While the liner notes would have you believe MO haven't been treated to the big band arrangement before, in fact Don Sebesky for his Giant Box LP double, as early as 1971, fused Stravinski's Firebird with MO's Birds of Fire (and with Billy Cobham playing drums!). However, HR Big Band provides a significantly more jazz (yes , jazz rock) affair than Sebesky. Colin Towns is a old campaigner in the rock field having played keyboards in the Ian Gillan Band (of course, the jazz rock variant), but his website will quickly let you know he is a serious and jazz composer nowadays. And probably the genius of this recording is having the involvement of Billy Cobham.

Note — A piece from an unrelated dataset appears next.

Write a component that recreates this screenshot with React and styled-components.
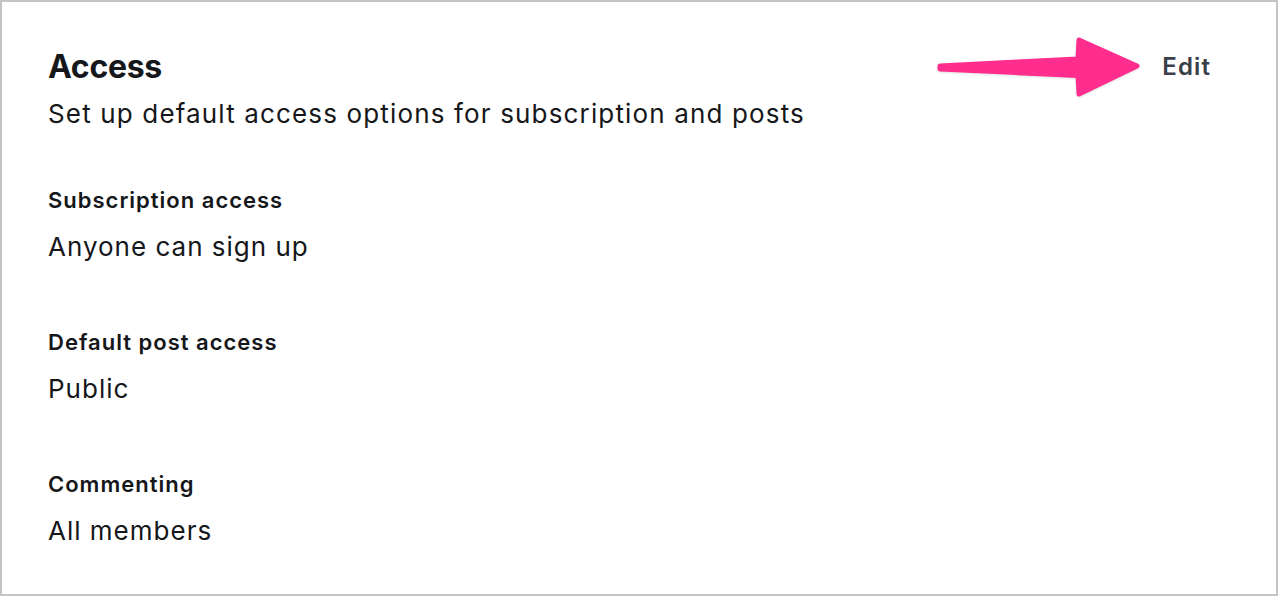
import styled, { createGlobalStyle } from "styled-components";

const GlobalStyle = createGlobalStyle`
  html, body {
    margin: 0;
    padding: 0;
    background: #ffffff;
  }
  body {
    font-family: Inter, "Noto Sans", sans-serif;
    color: #15171a;
    -webkit-font-smoothing: antialiased;
  }
`;

const Frame = styled.div`
  box-sizing: border-box;
  width: 1278px;
  height: 596px;
  border: 2px solid #c4c4c4;
  position: relative;
  background: #fff;
  padding: 45px 65px 0 46px;
`;

const Header = styled.div`
  display: flex;
  justify-content: space-between;
  align-items: flex-start;
`;

const Title = styled.h2`
  margin: 0;
  font-size: 32px;
  font-weight: 700;
  line-height: 40px;
  letter-spacing: -0.3px;
`;

const Subtitle = styled.p`
  margin: 10px 0 0;
  font-size: 26px;
  line-height: 34px;
  font-weight: 400;
  letter-spacing: 1.15px;
`;

const EditButton = styled.button`
  border: 0;
  background: none;
  padding: 0;
  margin-top: 4px;
  font-family: inherit;
  font-size: 24px;
  line-height: 32px;
  font-weight: 600;
  letter-spacing: 1.1px;
  color: #394047;
  cursor: pointer;
`;

const Sections = styled.div`
  display: flex;
  flex-direction: column;
  gap: 64px;
  margin-top: 55px;
`;

const Field = styled.div`
  display: flex;
  flex-direction: column;
  gap: 16px;
`;

const Label = styled.div`
  font-size: 22px;
  font-weight: 600;
  line-height: 28px;
  letter-spacing: 1px;
`;

const Value = styled.div`
  font-size: 26px;
  line-height: 34px;
  letter-spacing: 1px;
`;

const Arrow = styled.svg`
  position: absolute;
  left: 928px;
  top: 28px;
  filter: drop-shadow(0 1px 1px rgba(0, 0, 0, 0.12));
`;

const fields = [
  { label: "Subscription access", value: "Anyone can sign up" },
  { label: "Default post access", value: "Public" },
  { label: "Commenting", value: "All members" },
];

export default function App() {
  return (
    <>
      <GlobalStyle />
      <Frame>
        <Header>
          <div>
            <Title>Access</Title>
            <Subtitle>Set up default access options for subscription and posts</Subtitle>
          </div>
          <EditButton>Edit</EditButton>
        </Header>
        <Sections>
          {fields.map((f) => (
            <Field key={f.label}>
              <Label>{f.label}</Label>
              <Value>{f.value}</Value>
            </Field>
          ))}
        </Sections>
        <Arrow width="220" height="74" viewBox="0 0 220 74">
          <path
            d="M10 36 L148 29 L149 10 L207 36 L149 64 L148 45.5 L10 39 Z"
            fill="#ff2d8d"
            stroke="#ff2d8d"
            strokeWidth="5"
            strokeLinejoin="round"
          />
        </Arrow>
      </Frame>
    </>
  );
}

So having read many a positive review of the album, largely in the jazz press or jazz columns of the UK heavy press, I order it from Amazon. When it arrived it went straight on the CD player, although with some trepidation. That soon melted away because Towns have found the essence of the complex interplay of the original MO, and transcribed it for predominantly wind and wood players. It still come through to the listener as exciting, but now in quite different musical colours. The guitarist doesn't (thank goodness) try to do a Mclaughlin but still conveys the sense of the original. Billy Cobham could have been all over this but is very tastefully restrained, while still providing the distinctive polyrhythms which identify his style of playing. He does a solo, it is a short but high quality solo, to segue from one tune to the next.

I was going to suggest the title track as a taster - but in reality it is difficult for me to select a specific track, since all are excellent.

Since big band arrangement may be an acquired taste (but this is wonderful place to start), I'll back down (from 4.5 to 5 stars) and go for the 4 star.